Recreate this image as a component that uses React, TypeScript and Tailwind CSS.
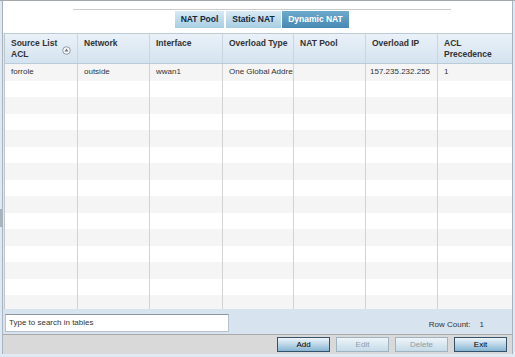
import React from "react";

const widths = ["w-[73px]", "w-[72px]", "w-[73px]", "w-[71px]", "w-[72px]", "w-[72px]", "flex-1"];

function SortIcon() {
  return (
    <svg width="9" height="9" viewBox="0 0 9 9" className="shrink-0">
      <circle cx="4.5" cy="4.5" r="3.8" fill="#f4f7fa" stroke="#8a8f94" strokeWidth="0.9" />
      <path d="M4.5 2.6 L6.4 5.4 L2.6 5.4 Z" fill="#6d7378" />
    </svg>
  );
}

export default function App() {
  const data = ["forrole", "outside", "wwan1", "One Global Address", "", "157.235.232.255", "1"];
  const rows = Array.from({ length: 15 });
  return (
    <div className="w-[515px] h-[357px] bg-[#dfe9f3] border-t border-[#a3a8ad] flex items-start overflow-hidden font-['Liberation_Sans',Arial,sans-serif] text-[#222]">
      <div className="w-[2px] flex flex-col">
        <div className="h-[208px]" />
        <div className="h-[18px] bg-[#aab3bb]" />
      </div>
      <div className="w-[511px] h-[353px] border-l border-r border-[#a7b4c0] flex flex-col">
        {/* Tabs */}
        <div className="h-[32px] bg-white pt-[8px]">
          <div className="ml-[70px] w-[378px] border-t border-[#cccccc] pt-[1px] flex justify-center">
            <div className="w-[49px] h-[17px] bg-gradient-to-b from-[#d9eaf4] to-[#a6cde2] text-[#13293a] text-[8.5px] font-bold flex items-center justify-center">
              NAT Pool
            </div>
            <div className="ml-[2px] w-[55px] h-[17px] bg-gradient-to-b from-[#d9eaf4] to-[#a6cde2] text-[#13293a] text-[8.5px] font-bold flex items-center justify-center">
              Static NAT
            </div>
            <div className="ml-[1px] w-[67px] h-[17px] bg-gradient-to-b from-[#6eaacd] to-[#4689b3] text-white text-[8.5px] font-bold flex items-center justify-center">
              Dynamic NAT
            </div>
          </div>
        </div>
        {/* Table */}
        <div className="ml-[1px] border-l border-[#bfc6cc] bg-white flex flex-col">
          <div className="h-[31px] border-t border-b border-[#bccbd8] bg-gradient-to-b from-[#eaf1f8] to-[#d4e3f0] flex text-[8.5px] font-bold text-[#333] leading-[10.5px]">
            <div className={`${widths[0]} border-r border-[#c9d6e2] pl-[6px] pt-[4px] flex`}>
              <div>Source List<br />ACL</div>
              <div className="ml-auto mr-[6px] mt-[8px]"><SortIcon /></div>
            </div>
            <div className={`${widths[1]} border-r border-[#c9d6e2] pl-[6px] pt-[4px]`}>Network</div>
            <div className={`${widths[2]} border-r border-[#c9d6e2] pl-[6px] pt-[4px]`}>Interface</div>
            <div className={`${widths[3]} border-r border-[#c9d6e2] pl-[6px] pt-[4px]`}>Overload Type</div>
            <div className={`${widths[4]} border-r border-[#c9d6e2] pl-[6px] pt-[4px]`}>NAT Pool</div>
            <div className={`${widths[5]} border-r border-[#c9d6e2] pl-[6px] pt-[4px]`}>Overload IP</div>
            <div className={`${widths[6]} pl-[6px] pt-[4px]`}>ACL<br />Precedence</div>
          </div>
          <div className="h-[245px] overflow-hidden">
            {rows.map((_, i) => (
              <div key={i} className={`h-[16.5px] flex text-[8px] ${i % 2 === 0 ? "bg-[#f5f5f5]" : "bg-white"}`}>
                {widths.map((w, j) => (
                  <div
                    key={j}
                    className={`${w} ${j < 6 ? "border-r border-[#d3d3d3]" : ""} ${j === 5 ? "pl-[4px]" : "pl-[6px]"} flex items-center overflow-hidden whitespace-nowrap text-[#333]`}
                  >
                    {i === 0 ? data[j] : ""}
                  </div>
                ))}
              </div>
            ))}
          </div>
        </div>
        {/* Search bar */}
        <div className="h-[25px] bg-[#d7e4f0] flex items-start">
          <div className="ml-[2px] mt-[5px] w-[224px] h-[18px] bg-white border border-[#b9c2ca] border-t-[#8d969e] flex items-center pl-[3px] text-[8px] text-[#333]">
            Type to search in tables
          </div>
          <div className="ml-auto mr-[28px] mt-[10px] text-[8px] text-[#333] flex">
            <span>Row Count:</span>
            <span className="ml-[9px]">1</span>
          </div>
        </div>
        {/* Footer */}
        <div className="h-[20px] bg-[#d9d9d9] border-t border-[#a9a9a9] flex justify-end items-start pr-[5px] pt-[2px] gap-[6px]">
          <div className="w-[53px] h-[15px] border border-[#34536a] bg-gradient-to-b from-[#eef5fa] to-[#86b6d3] text-[8px] text-black flex items-center justify-center">Add</div>
          <div className="w-[53px] h-[15px] border border-[#9fb3c1] bg-gradient-to-b from-[#eef4f8] to-[#c5dbe8] text-[8px] text-[#8e9ca6] flex items-center justify-center">Edit</div>
          <div className="w-[53px] h-[15px] border border-[#9fb3c1] bg-gradient-to-b from-[#eef4f8] to-[#c5dbe8] text-[8px] text-[#8e9ca6] flex items-center justify-center">Delete</div>
          <div className="w-[53px] h-[15px] border border-[#34536a] bg-gradient-to-b from-[#eef5fa] to-[#86b6d3] text-[8px] text-black flex items-center justify-center">Exit</div>
        </div>
      </div>
    </div>
  );
}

- - -

--- Given request ---
Copy every line above word for word and exclude the pictures.

--- Response to this task ---
Recreate this image as a component that uses React, TypeScript and Tailwind CSS.
import React from "react";

const widths = ["w-[73px]", "w-[72px]", "w-[73px]", "w-[71px]", "w-[72px]", "w-[72px]", "flex-1"];

function SortIcon() {
  return (
    <svg width="9" height="9" viewBox="0 0 9 9" className="shrink-0">
      <circle cx="4.5" cy="4.5" r="3.8" fill="#f4f7fa" stroke="#8a8f94" strokeWidth="0.9" />
      <path d="M4.5 2.6 L6.4 5.4 L2.6 5.4 Z" fill="#6d7378" />
    </svg>
  );
}

export default function App() {
  const data = ["forrole", "outside", "wwan1", "One Global Address", "", "157.235.232.255", "1"];
  const rows = Array.from({ length: 15 });
  return (
    <div className="w-[515px] h-[357px] bg-[#dfe9f3] border-t border-[#a3a8ad] flex items-start overflow-hidden font-['Liberation_Sans',Arial,sans-serif] text-[#222]">
      <div className="w-[2px] flex flex-col">
        <div className="h-[208px]" />
        <div className="h-[18px] bg-[#aab3bb]" />
      </div>
      <div className="w-[511px] h-[353px] border-l border-r border-[#a7b4c0] flex flex-col">
        {/* Tabs */}
        <div className="h-[32px] bg-white pt-[8px]">
          <div className="ml-[70px] w-[378px] border-t border-[#cccccc] pt-[1px] flex justify-center">
            <div className="w-[49px] h-[17px] bg-gradient-to-b from-[#d9eaf4] to-[#a6cde2] text-[#13293a] text-[8.5px] font-bold flex items-center justify-center">
              NAT Pool
            </div>
            <div className="ml-[2px] w-[55px] h-[17px] bg-gradient-to-b from-[#d9eaf4] to-[#a6cde2] text-[#13293a] text-[8.5px] font-bold flex items-center justify-center">
              Static NAT
            </div>
            <div className="ml-[1px] w-[67px] h-[17px] bg-gradient-to-b from-[#6eaacd] to-[#4689b3] text-white text-[8.5px] font-bold flex items-center justify-center">
              Dynamic NAT
            </div>
          </div>
        </div>
        {/* Table */}
        <div className="ml-[1px] border-l border-[#bfc6cc] bg-white flex flex-col">
          <div className="h-[31px] border-t border-b border-[#bccbd8] bg-gradient-to-b from-[#eaf1f8] to-[#d4e3f0] flex text-[8.5px] font-bold text-[#333] leading-[10.5px]">
            <div className={`${widths[0]} border-r border-[#c9d6e2] pl-[6px] pt-[4px] flex`}>
              <div>Source List<br />ACL</div>
              <div className="ml-auto mr-[6px] mt-[8px]"><SortIcon /></div>
            </div>
            <div className={`${widths[1]} border-r border-[#c9d6e2] pl-[6px] pt-[4px]`}>Network</div>
            <div className={`${widths[2]} border-r border-[#c9d6e2] pl-[6px] pt-[4px]`}>Interface</div>
            <div className={`${widths[3]} border-r border-[#c9d6e2] pl-[6px] pt-[4px]`}>Overload Type</div>
            <div className={`${widths[4]} border-r border-[#c9d6e2] pl-[6px] pt-[4px]`}>NAT Pool</div>
            <div className={`${widths[5]} border-r border-[#c9d6e2] pl-[6px] pt-[4px]`}>Overload IP</div>
            <div className={`${widths[6]} pl-[6px] pt-[4px]`}>ACL<br />Precedence</div>
          </div>
          <div className="h-[245px] overflow-hidden">
            {rows.map((_, i) => (
              <div key={i} className={`h-[16.5px] flex text-[8px] ${i % 2 === 0 ? "bg-[#f5f5f5]" : "bg-white"}`}>
                {widths.map((w, j) => (
                  <div
                    key={j}
                    className={`${w} ${j < 6 ? "border-r border-[#d3d3d3]" : ""} ${j === 5 ? "pl-[4px]" : "pl-[6px]"} flex items-center overflow-hidden whitespace-nowrap text-[#333]`}
                  >
                    {i === 0 ? data[j] : ""}
                  </div>
                ))}
              </div>
            ))}
          </div>
        </div>
        {/* Search bar */}
        <div className="h-[25px] bg-[#d7e4f0] flex items-start">
          <div className="ml-[2px] mt-[5px] w-[224px] h-[18px] bg-white border border-[#b9c2ca] border-t-[#8d969e] flex items-center pl-[3px] text-[8px] text-[#333]">
            Type to search in tables
          </div>
          <div className="ml-auto mr-[28px] mt-[10px] text-[8px] text-[#333] flex">
            <span>Row Count:</span>
            <span className="ml-[9px]">1</span>
          </div>
        </div>
        {/* Footer */}
        <div className="h-[20px] bg-[#d9d9d9] border-t border-[#a9a9a9] flex justify-end items-start pr-[5px] pt-[2px] gap-[6px]">
          <div className="w-[53px] h-[15px] border border-[#34536a] bg-gradient-to-b from-[#eef5fa] to-[#86b6d3] text-[8px] text-black flex items-center justify-center">Add</div>
          <div className="w-[53px] h-[15px] border border-[#9fb3c1] bg-gradient-to-b from-[#eef4f8] to-[#c5dbe8] text-[8px] text-[#8e9ca6] flex items-center justify-center">Edit</div>
          <div className="w-[53px] h-[15px] border border-[#9fb3c1] bg-gradient-to-b from-[#eef4f8] to-[#c5dbe8] text-[8px] text-[#8e9ca6] flex items-center justify-center">Delete</div>
          <div className="w-[53px] h-[15px] border border-[#34536a] bg-gradient-to-b from-[#eef5fa] to-[#86b6d3] text-[8px] text-black flex items-center justify-center">Exit</div>
        </div>
      </div>
    </div>
  );
}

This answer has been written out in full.